In an article on the Farm Futures website in October, Goodlatte, a Virginia Republican, said the current program “is unworkable for farmers, buries them in red tape and excessive costs, and must be replaced.”
The H-2C program would give farmers and ranchers more flexibility in regard to housing, transportation and “touchback” periods, or the amount of time and the frequency with which foreign workers would be required to go back home before coming in under a renewed visa. Goodlatte’s bill would also allow currently undocumented farm workers to apply for an H-2C visa.
Griffith said the Mountain Plains Agricultural Services has been working closely with Goodlatte “on those things that are important to our industry,” including the use of portable housing and the authority to pay monthly wages rather than hourly wages.
Youngberg, with the Montana Farm Bureau Federation, said Goodlatte’s bill needs some more changes but is looking pretty good right now. One thing the Farm Bureau likes about the H-2C program is that it would allow workers who have to return to their home countries to be pre-certified to return to the United States. Under the current system it can be time-consuming and sometimes impossible to get those trained workers back into the country.

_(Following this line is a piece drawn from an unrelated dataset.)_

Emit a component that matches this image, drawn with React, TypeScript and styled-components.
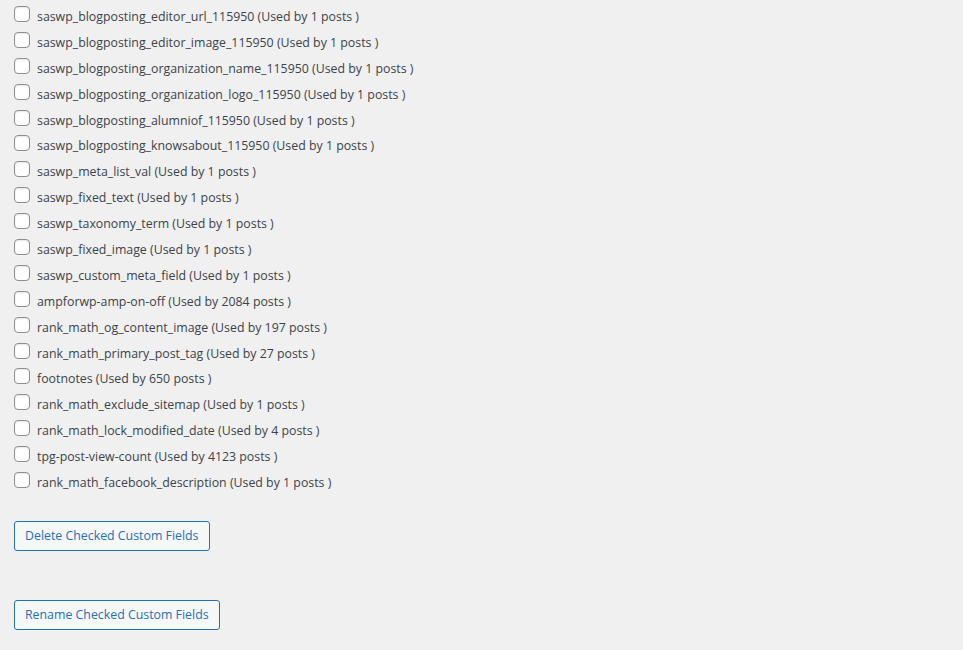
import React from "react";
import styled, { createGlobalStyle } from "styled-components";

const Global = createGlobalStyle`
  html, body { margin: 0; padding: 0; background: #f0f0f1; }
  body { font-family: "Open Sans", "Noto Sans", sans-serif; color: #3c434a; font-size: 13px; }
`;

const Page = styled.div`
  padding: 4px 14px 0;
  display: flex;
  flex-direction: column;
`;

const List = styled.div`
  display: flex;
  flex-direction: column;
`;

const Row = styled.label`
  display: flex;
  align-items: flex-start;
  height: 25.9px;
  cursor: pointer;
`;

const Box = styled.span`
  box-sizing: border-box;
  width: 16px;
  height: 16px;
  margin-top: 2px;
  flex: none;
  border: 1px solid #8c8f94;
  border-radius: 4px;
  background: #fff;
  box-shadow: inset 0 1px 2px rgba(0, 0, 0, 0.1);
`;

const Text = styled.span`
  margin-left: 7px;
  font-size: 12.35px;
  line-height: 20px;
  margin-top: 3px;
  white-space: nowrap;
`;

const Button = styled.button<{ $top: number }>`
  align-self: flex-start;
  margin-top: ${(p) => p.$top}px;
  box-sizing: border-box;
  height: 30px;
  padding: 0 10px;
  font-family: "Open Sans", "Noto Sans", sans-serif;
  font-size: 12.35px;
  color: #2271b1;
  background: #f6f7f7;
  border: 1px solid #2271b1;
  border-radius: 3px;
  cursor: pointer;
`;

const fields: [string, number][] = [
  ["saswp_blogposting_editor_url_115950", 1],
  ["saswp_blogposting_editor_image_115950", 1],
  ["saswp_blogposting_organization_name_115950", 1],
  ["saswp_blogposting_organization_logo_115950", 1],
  ["saswp_blogposting_alumniof_115950", 1],
  ["saswp_blogposting_knowsabout_115950", 1],
  ["saswp_meta_list_val", 1],
  ["saswp_fixed_text", 1],
  ["saswp_taxonomy_term", 1],
  ["saswp_fixed_image", 1],
  ["saswp_custom_meta_field", 1],
  ["ampforwp-amp-on-off", 2084],
  ["rank_math_og_content_image", 197],
  ["rank_math_primary_post_tag", 27],
  ["footnotes", 650],
  ["rank_math_exclude_sitemap", 1],
  ["rank_math_lock_modified_date", 4],
  ["tpg-post-view-count", 4123],
  ["rank_math_facebook_description", 1],
];

export default function App() {
  return (
    <>
      <Global />
      <Page>
        <List>
          {fields.map(([name, n]) => (
            <Row key={name}>
              <Box />
              <Text>
                {name} (Used by {n} posts )
              </Text>
            </Row>
          ))}
        </List>
        <Button $top={25}>Delete Checked Custom Fields</Button>
        <Button $top={49}>Rename Checked Custom Fields</Button>
      </Page>
    </>
  );
}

Another big change is that the H-2C program would be applicable to virtually all ag workers, including those in dairy, year-round workers generally, and livestock and processing workers. The new program would have no requirements for housing or transportation and would make it easier and less expensive to advertise for American workers before turning to foreign labor.
One concerning aspect of the new legislation is that it would establish a cap on the number of workers allowed into the country annually, as opposed to no cap now. Goodlatte’s bill would allow 450,000 workers a year. But, as Youngberg points out, the legislation would extend the visa term to 24 months, so the effect would be to allow as many as 900,000 foreign workers in at any one time. In 2017, slightly more than 200,000 H-2A positions were certified nationwide.
“My sense is that we will support it,” Youngberg said of Goodlatte’s bill. “It moves the ball closer to what we’re looking for.”